The essential philosophical foundation of multiculturalism is cultural relativism—“a moral theory that holds that what’s good or bad or right or wrong varies from society to society depending on what each society says to be, or believes to be, good or bad or right or wrong.” This notion is only partially tenable in isolated unitary cultures, not in societies like America. The concept of the existence of different concepts of reality - truth, right or wrong, good or bad is an unrealistic politically correct ideal. In fact, it is vice paying homage to virtue.

Multiculturalism to presents the argument that one behavior or culture is not necessarily better than another or that an act is not necessarily right or wrong—that they are just different. The supposed reason is that the comparison of behaviors or cultures risks being extended to people associated with those behaviors or cultures, which would consequently lead to prejudice against those people.

Invariably, therefore, all aspects of all cultures would be equally valid; meaning that no culture - tradition, custom, or way of life or aspects thereof is necessarily right or wrong, better or worse - all are equally good and equally bad, that is assuming there is any such thing as good or bad. Consequently, no culture should emulate another, borrow or learn from another, since all are equally efficacious and valid. Given that this notion eliminates comparison between cultures (and their attributes) by eliminating common standards, it essentially means that there is no better idea (or way of doing any particular thing).

By analogical implication, it would therefore, be equally efficacious to travel from Chicago to New York City on foot, donkey, horseback, bicycle, canoe, automobile, or airplane. It would also be equally effective to deliver a message from Manhattan to Queens or from Paris to London by physically going to Queens or London, by messenger pigeon, by making a phone call, sending a fax or e-mail. A high-fat diet, high-carbohydrate diet, and a balanced diet would also all be equally beneficial to the body. Formal education, informal education, and no education would also all be of equal effects. After all, it is only a matter of definition. To hold or advance any argument in favor of these notions is utterly disingenuous. It encourages stagnation of some societies, and tends to say to the inhabitants thereof that they don’t deserve a better life.

Since the concept of right and wrong or morality is intrinsically tied to truth, therefore, in view of the postmodernist multicultural philosophy, it would mean that no conduct is good and equally no conduct is bad. That’s all that is required to make a truth a lie and a lie a truth or to make “good” "bad and “bad and bad "good".” In the final analysis, every conduct would be valid, everything would be good and every claim would be true. The implication of which is that every conduct would be wrong, everything would be bad, and every claim would be false. The logic exposes the folly of multicultutalism, culture becomes all inclusive (multiculturalism) and all “cultural practices” become valid and legitimate.

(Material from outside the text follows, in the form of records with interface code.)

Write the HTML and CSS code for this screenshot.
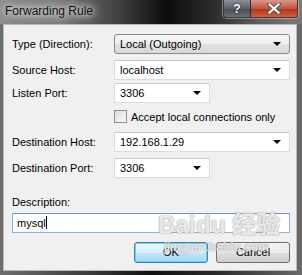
FILE: index.html
```html
<!DOCTYPE html>
<html>
<head>
  <title>Forwarding Rule</title>
  <link rel="stylesheet" href="styles.css">
</head>
<body>
  <div class="window">
    <div class="titlebar">
      <span class="title">Forwarding Rule</span>
      <div class="caption-btns">
        <div class="cap help">?</div>
        <div class="cap close">
          <svg width="14" height="11" viewBox="0 0 14 11">
            <path d="M2 1 L12 10 M12 1 L2 10" stroke="#555" stroke-width="4" stroke-linecap="square"/>
            <path d="M2.5 1.5 L11.5 9.5 M11.5 1.5 L2.5 9.5" stroke="#fff" stroke-width="2.2" stroke-linecap="square"/>
          </svg>
        </div>
      </div>
    </div>

    <div class="client">
      <div class="row first">
        <label class="lbl">Type (Direction):</label>
        <div class="combo droplist wide">Local (Outgoing)<span class="arrow"></span></div>
      </div>
      <div class="row r2">
        <label class="lbl">Source Host:</label>
        <div class="combo edit wide">localhost<span class="arrow"></span></div>
      </div>
      <div class="row r3">
        <label class="lbl">Listen Port:</label>
        <div class="combo edit short">3306<span class="arrow"></span></div>
      </div>
      <div class="row check-row">
        <span class="checkbox"></span>
        <span class="check-text">Accept local connections only</span>
      </div>
      <div class="row r4">
        <label class="lbl">Destination Host:</label>
        <div class="combo edit wide">192.168.1.29<span class="arrow"></span></div>
      </div>
      <div class="row r5">
        <label class="lbl">Destination Port:</label>
        <div class="combo edit short">3306<span class="arrow"></span></div>
      </div>

      <div class="desc-label">Description:</div>
      <div class="desc-input">mysql<span class="caret"></span></div>

      <div class="buttons">
        <div class="btn default">OK</div>
        <div class="btn">Cancel</div>
      </div>

      <div class="watermark">
        <div class="wm-logo">Bai<span class="paw">du</span> 经验</div>
        <div class="wm-url">jingyan.baidu.com</div>
      </div>
    </div>
  </div>
</body>
</html>
```

FILE: styles.css
```css
html, body {
  margin: 0;
  padding: 0;
}

body {
  width: 302px;
  height: 275px;
  overflow: hidden;
  font-family: "Liberation Sans", Arial, sans-serif;
  font-size: 11px;
  color: #000;
}

.window {
  width: 302px;
  height: 275px;
  box-sizing: border-box;
  padding: 0 5px 4px 3px;
  background: linear-gradient(90deg, #6e6e6e 0%, #3a3a3a 30%, #111 50%, #2c2c2c 72%, #6a6a6a 100%);
  display: flex;
  flex-direction: column;
}

/* title bar */
.titlebar {
  height: 24px;
  display: flex;
  justify-content: space-between;
  align-items: flex-start;
  margin-left: -3px;
  margin-right: -5px;
  background: linear-gradient(90deg, #8c8c8c 0%, #767676 20%, #3e3e3e 40%, #0c0c0c 55%, #2a2a2a 70%, #5e5e5e 85%, #7a7a7a 100%);
}

.title {
  font-size: 12px;
  line-height: 22px;
  padding-left: 5px;
  color: #111;
  text-shadow: 0 0 6px #fff, 0 0 10px #ddd, 0 0 14px #ccc;
}

.caption-btns {
  display: flex;
  margin-right: 4px;
  border: 1px solid #3a3a3a;
  border-top: none;
  border-radius: 0 0 4px 4px;
  overflow: hidden;
  box-shadow: 0 0 0 1px rgba(255,255,255,0.35);
}

.cap {
  height: 17px;
  display: flex;
  align-items: center;
  justify-content: center;
}

.help {
  width: 26px;
  background: linear-gradient(#8c8f94, #5e6168 50%, #474a51 51%, #6c6f76);
  color: #fff;
  font-weight: bold;
  font-size: 12px;
  text-shadow: 0 0 2px #000;
  border-right: 1px solid #2c2c2c;
}

.close {
  width: 46px;
  background: linear-gradient(#d9988a, #c5523d 50%, #b2301b 51%, #d2603c);
}

/* client area */
.client {
  position: relative;
  flex: 1;
  background: #f0f0f0;
  border: 1px solid #b9b9b9;
  padding: 9px 6px 0 8px;
}

.row {
  display: flex;
  align-items: center;
  height: 20px;
}

.r2 { margin-top: 6px; }
.r3 { margin-top: 3px; }
.r4 { margin-top: 9px; }
.r5 { margin-top: 6px; }

.lbl {
  width: 102px;
}

.combo {
  position: relative;
  box-sizing: border-box;
  height: 20px;
  line-height: 18px;
  padding-left: 5px;
}

.wide { width: 176px; }
.short { width: 96px; }

.droplist {
  border: 1px solid #8a8a8a;
  border-radius: 3px;
  background: linear-gradient(#f5f5f5, #eeeeee 50%, #e2e2e2 51%, #d8d8d8);
}

.edit {
  border: 1px solid #dadcdf;
  border-top-color: #c9cbcf;
  background: #fff;
}

.arrow {
  position: absolute;
  right: 8px;
  top: 7px;
  width: 0;
  height: 0;
  border-left: 4px solid transparent;
  border-right: 4px solid transparent;
  border-top: 4px solid #000;
}

.check-row {
  margin-top: 7px;
  height: 13px;
  padding-left: 102px;
}

.checkbox {
  box-sizing: border-box;
  width: 13px;
  height: 13px;
  border: 1px solid #8f8f8f;
  background: linear-gradient(135deg, #dcdcdc, #f8f8f8);
  margin-right: 4px;
}

.desc-label {
  margin-top: 17px;
  line-height: 14px;
}

.desc-input {
  box-sizing: border-box;
  margin-top: 4px;
  width: 278px;
  height: 20px;
  line-height: 18px;
  padding-left: 4px;
  background: #fff;
  border: 1px solid #8fb3d9;
  border-top-color: #6d95c2;
}

.caret {
  display: inline-block;
  width: 1px;
  height: 13px;
  background: #000;
  vertical-align: -2px;
}

.buttons {
  display: flex;
  justify-content: flex-end;
  gap: 8px;
  margin-top: 9px;
  width: 278px;
}

.btn {
  box-sizing: border-box;
  width: 74px;
  height: 21px;
  line-height: 19px;
  text-align: center;
  border: 1px solid #707070;
  border-radius: 3px;
  background: linear-gradient(#f2f2f2, #ebebeb 50%, #dddddd 51%, #cfcfcf);
}

.btn.default {
  border-color: #3c7fb1;
  background: linear-gradient(#eaf6fd, #d9f0fc 50%, #bee6fd 51%, #a7d9f5);
  box-shadow: inset 0 0 0 1px #6cd3f8;
}

/* image watermark over the dialog */
.watermark {
  position: absolute;
  left: 154px;
  top: 185px;
  color: rgba(255,255,255,0.8);
  text-shadow: 0 0 1px #999, 0 0 2px #aaa;
  pointer-events: none;
}

.wm-logo {
  font-family: "Liberation Sans", "Noto Sans CJK SC", sans-serif;
  font-weight: bold;
  font-size: 24px;
  line-height: 30px;
}

.paw {
  margin-left: 1px;
}

.wm-url {
  font-family: "Liberation Sans", sans-serif;
  font-size: 13px;
  line-height: 14px;
  margin-left: 6px;
}
```
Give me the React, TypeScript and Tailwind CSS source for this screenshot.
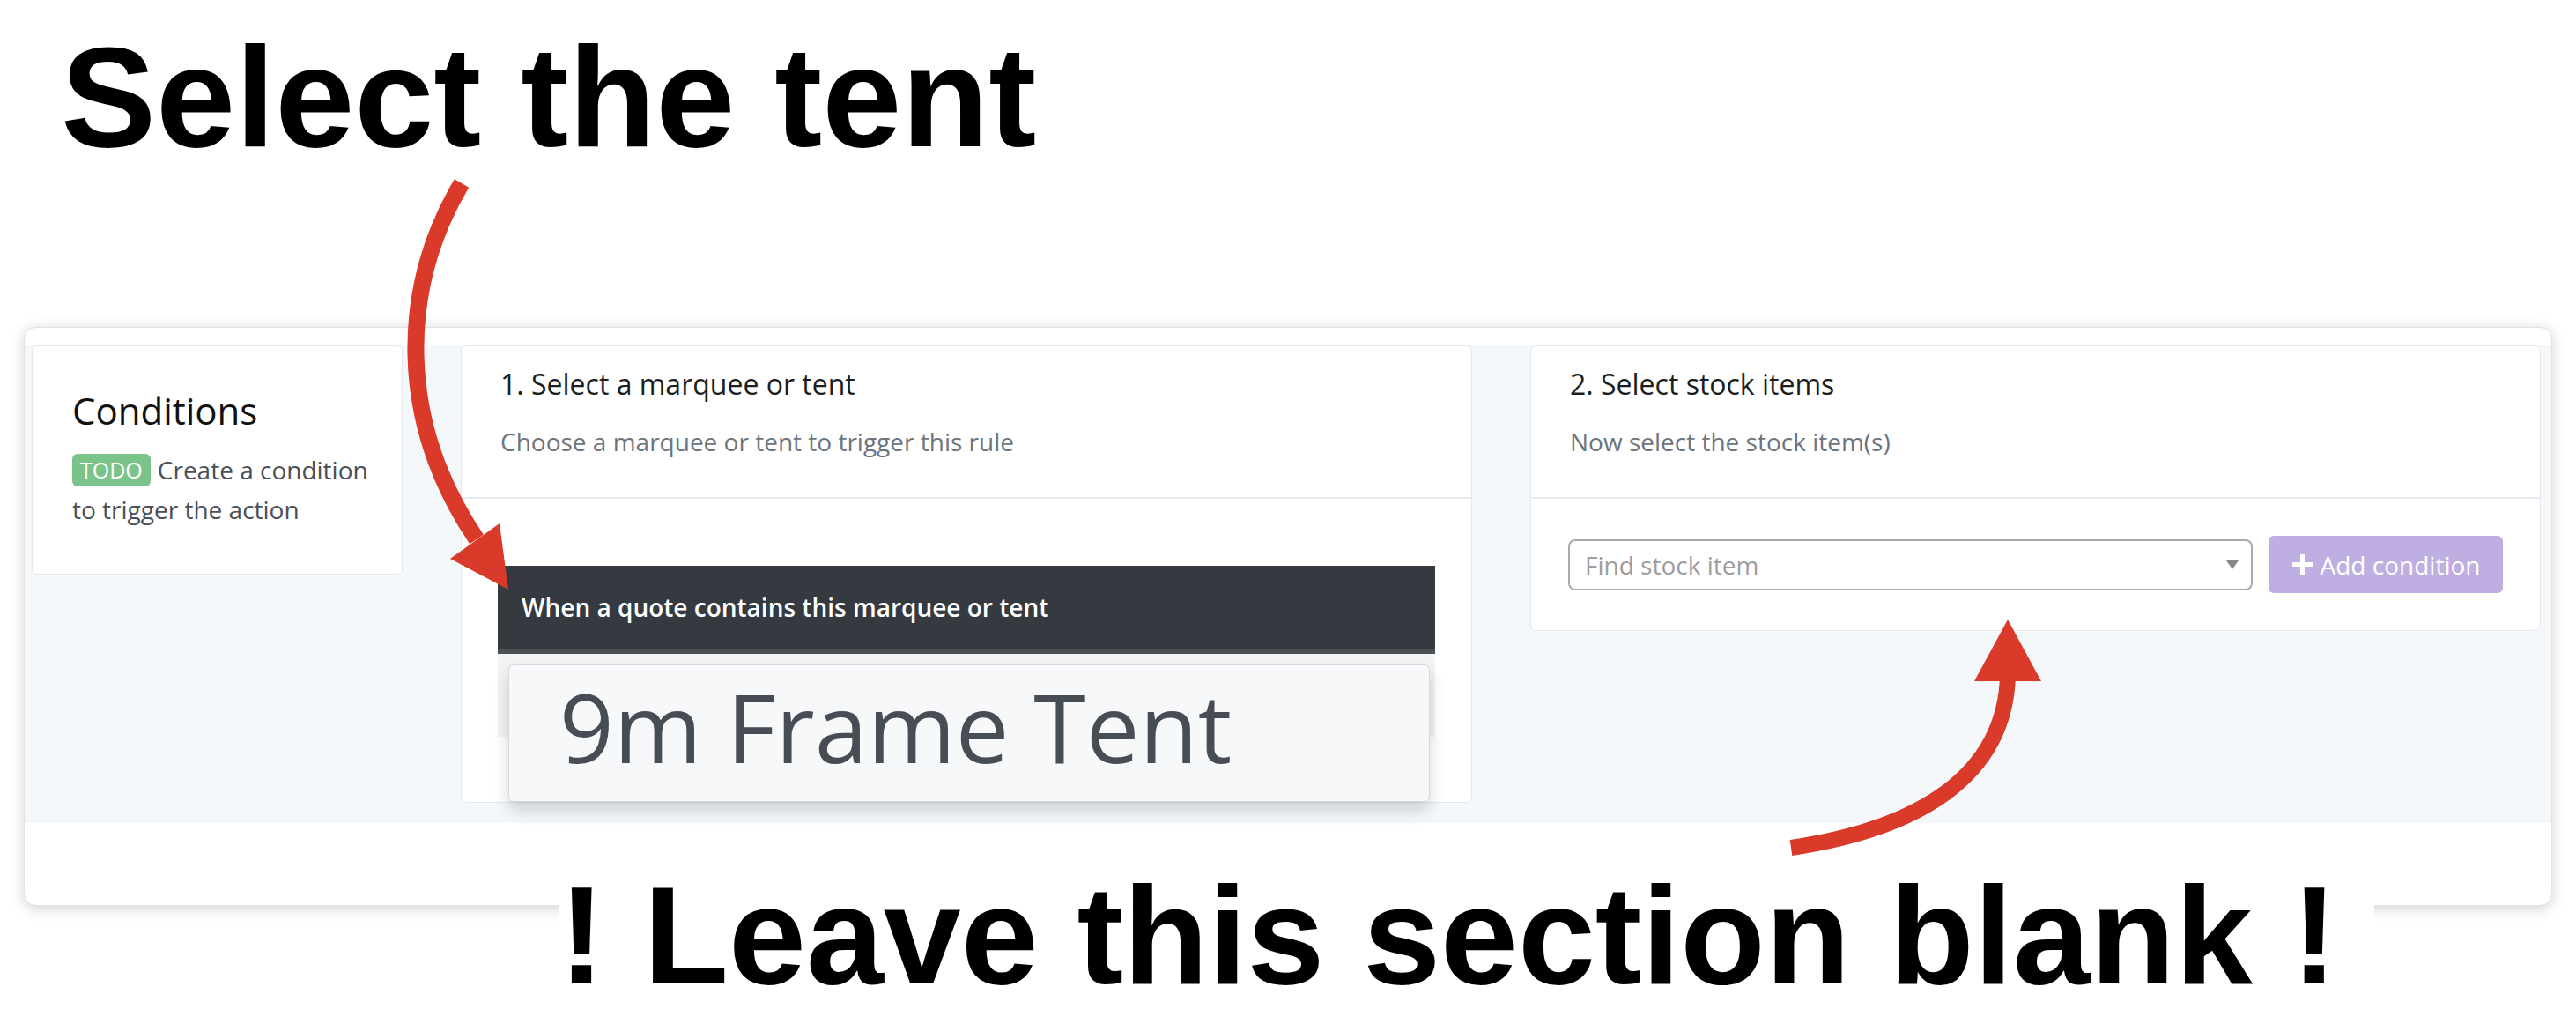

Multiculturalism seeks to replace the ideals of universal applicability of truth with conditional, multiple, and local truths, which, rather than referencing some underlying universal reality, point only to other ideas and cultural realities—themselves subject to biased interpretations and re interpretations. The role of individuals, particularly individual body, and action is emphasized over standardized forms of knowledge. Consequently, knowledge and truth become interpreted according to one’s own local experiences and tangential to effort to rationalize, illiegitimate conducts, rather than measured against proven standardized universal structures of knowledge, truth and valid conducts.